| Your objective |
Restate the listing that follows word for word, without its pictures.
* begin *
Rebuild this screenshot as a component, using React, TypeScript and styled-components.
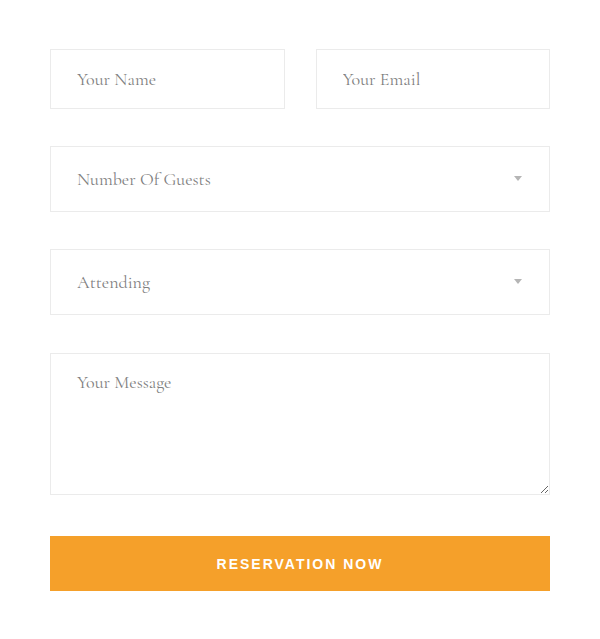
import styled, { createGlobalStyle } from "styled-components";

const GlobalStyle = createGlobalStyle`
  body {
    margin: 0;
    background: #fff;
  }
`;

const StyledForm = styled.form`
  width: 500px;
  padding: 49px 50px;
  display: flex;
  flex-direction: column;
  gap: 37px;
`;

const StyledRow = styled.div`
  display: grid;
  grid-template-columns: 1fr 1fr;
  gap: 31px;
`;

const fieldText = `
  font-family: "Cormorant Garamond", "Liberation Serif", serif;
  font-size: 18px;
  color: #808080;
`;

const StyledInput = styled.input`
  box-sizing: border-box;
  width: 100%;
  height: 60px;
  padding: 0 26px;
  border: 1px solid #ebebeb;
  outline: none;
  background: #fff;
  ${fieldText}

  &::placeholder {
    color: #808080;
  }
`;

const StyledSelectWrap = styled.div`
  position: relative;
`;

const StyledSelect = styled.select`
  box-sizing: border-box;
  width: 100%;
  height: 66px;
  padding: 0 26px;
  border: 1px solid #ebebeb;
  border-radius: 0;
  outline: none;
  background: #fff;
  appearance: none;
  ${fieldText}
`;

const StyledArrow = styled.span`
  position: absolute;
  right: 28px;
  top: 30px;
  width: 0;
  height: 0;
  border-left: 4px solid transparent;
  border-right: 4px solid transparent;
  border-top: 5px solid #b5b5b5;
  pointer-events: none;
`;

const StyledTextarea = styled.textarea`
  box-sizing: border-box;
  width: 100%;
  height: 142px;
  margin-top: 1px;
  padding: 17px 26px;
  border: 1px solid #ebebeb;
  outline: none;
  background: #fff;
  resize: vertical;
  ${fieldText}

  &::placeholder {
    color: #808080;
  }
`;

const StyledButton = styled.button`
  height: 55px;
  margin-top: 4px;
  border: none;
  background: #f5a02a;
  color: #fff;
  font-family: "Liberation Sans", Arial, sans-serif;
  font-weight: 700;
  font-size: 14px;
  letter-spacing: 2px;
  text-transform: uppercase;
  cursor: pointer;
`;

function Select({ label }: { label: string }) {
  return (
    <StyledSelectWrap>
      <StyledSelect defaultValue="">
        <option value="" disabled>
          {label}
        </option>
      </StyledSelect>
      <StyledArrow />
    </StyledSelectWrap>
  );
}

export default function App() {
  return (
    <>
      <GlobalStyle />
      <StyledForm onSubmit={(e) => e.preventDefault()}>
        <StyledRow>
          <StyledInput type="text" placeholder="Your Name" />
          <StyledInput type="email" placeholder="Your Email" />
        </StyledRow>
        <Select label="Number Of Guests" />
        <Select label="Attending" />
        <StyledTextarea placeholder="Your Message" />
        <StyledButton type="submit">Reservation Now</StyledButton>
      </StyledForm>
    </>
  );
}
* end *
| Output of the task |
Rebuild this screenshot as a component, using React, TypeScript and styled-components.
import styled, { createGlobalStyle } from "styled-components";

const GlobalStyle = createGlobalStyle`
  body {
    margin: 0;
    background: #fff;
  }
`;

const StyledForm = styled.form`
  width: 500px;
  padding: 49px 50px;
  display: flex;
  flex-direction: column;
  gap: 37px;
`;

const StyledRow = styled.div`
  display: grid;
  grid-template-columns: 1fr 1fr;
  gap: 31px;
`;

const fieldText = `
  font-family: "Cormorant Garamond", "Liberation Serif", serif;
  font-size: 18px;
  color: #808080;
`;

const StyledInput = styled.input`
  box-sizing: border-box;
  width: 100%;
  height: 60px;
  padding: 0 26px;
  border: 1px solid #ebebeb;
  outline: none;
  background: #fff;
  ${fieldText}

  &::placeholder {
    color: #808080;
  }
`;

const StyledSelectWrap = styled.div`
  position: relative;
`;

const StyledSelect = styled.select`
  box-sizing: border-box;
  width: 100%;
  height: 66px;
  padding: 0 26px;
  border: 1px solid #ebebeb;
  border-radius: 0;
  outline: none;
  background: #fff;
  appearance: none;
  ${fieldText}
`;

const StyledArrow = styled.span`
  position: absolute;
  right: 28px;
  top: 30px;
  width: 0;
  height: 0;
  border-left: 4px solid transparent;
  border-right: 4px solid transparent;
  border-top: 5px solid #b5b5b5;
  pointer-events: none;
`;

const StyledTextarea = styled.textarea`
  box-sizing: border-box;
  width: 100%;
  height: 142px;
  margin-top: 1px;
  padding: 17px 26px;
  border: 1px solid #ebebeb;
  outline: none;
  background: #fff;
  resize: vertical;
  ${fieldText}

  &::placeholder {
    color: #808080;
  }
`;

const StyledButton = styled.button`
  height: 55px;
  margin-top: 4px;
  border: none;
  background: #f5a02a;
  color: #fff;
  font-family: "Liberation Sans", Arial, sans-serif;
  font-weight: 700;
  font-size: 14px;
  letter-spacing: 2px;
  text-transform: uppercase;
  cursor: pointer;
`;

function Select({ label }: { label: string }) {
  return (
    <StyledSelectWrap>
      <StyledSelect defaultValue="">
        <option value="" disabled>
          {label}
        </option>
      </StyledSelect>
      <StyledArrow />
    </StyledSelectWrap>
  );
}

export default function App() {
  return (
    <>
      <GlobalStyle />
      <StyledForm onSubmit={(e) => e.preventDefault()}>
        <StyledRow>
          <StyledInput type="text" placeholder="Your Name" />
          <StyledInput type="email" placeholder="Your Email" />
        </StyledRow>
        <Select label="Number Of Guests" />
        <Select label="Attending" />
        <StyledTextarea placeholder="Your Message" />
        <StyledButton type="submit">Reservation Now</StyledButton>
      </StyledForm>
    </>
  );
}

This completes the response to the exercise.